Ihr Vater fordert einen "echten, dauerhaften, strukturellen Wandel". Wie Al Sharpton gehört er zu der Gruppe von Bürgerrechtlern, die seit Jahrzehnten für Gleichberechtigung kämpft. Dazu sei es unerlässlich, dass Afroamerikaner bei der Wahl am 3. November ihre Stimme abgäben, "als würden unser Leben, unsere Existenzen und unsere Freiheiten davon abhängen" - denn das sei ja auch so.

Es ist klar, für wen sie nicht stimmen sollen: Dieser Protest richtet sich auch gegen US-Präsident Donald Trump, der gerade bei seinem Nominierungsparteitag zeigte, dass er von den Unruhen in den Städten profitieren will. Viele werfen ihm vor, diese erst noch anzuheizen.

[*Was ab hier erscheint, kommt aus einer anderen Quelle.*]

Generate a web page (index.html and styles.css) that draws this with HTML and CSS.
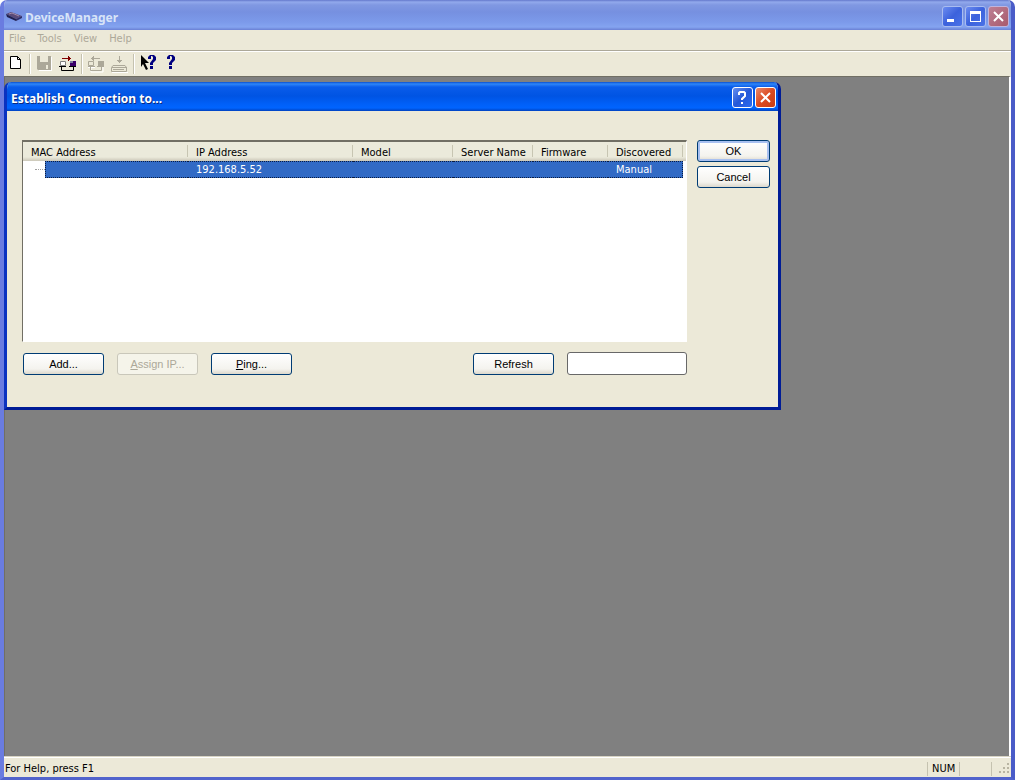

Nach den Reden beginnt der Marsch, die Menge strömt aus - zuerst zum Martin Luther King Memorial, später auch zum Weißen Haus. Dort, nur wenige hunderte Meter vom Lincoln Memorial entfernt, sitzt Trump bei einem Termin mit Journalisten. Doch obwohl er die Protestrufe, den Ärger und die Ungeduld vernehmen muss, ignoriert er sämtliche Frage nach den Demonstranten. Er hat ganz offensichtlich nicht vor, seine Strategie zu ändern.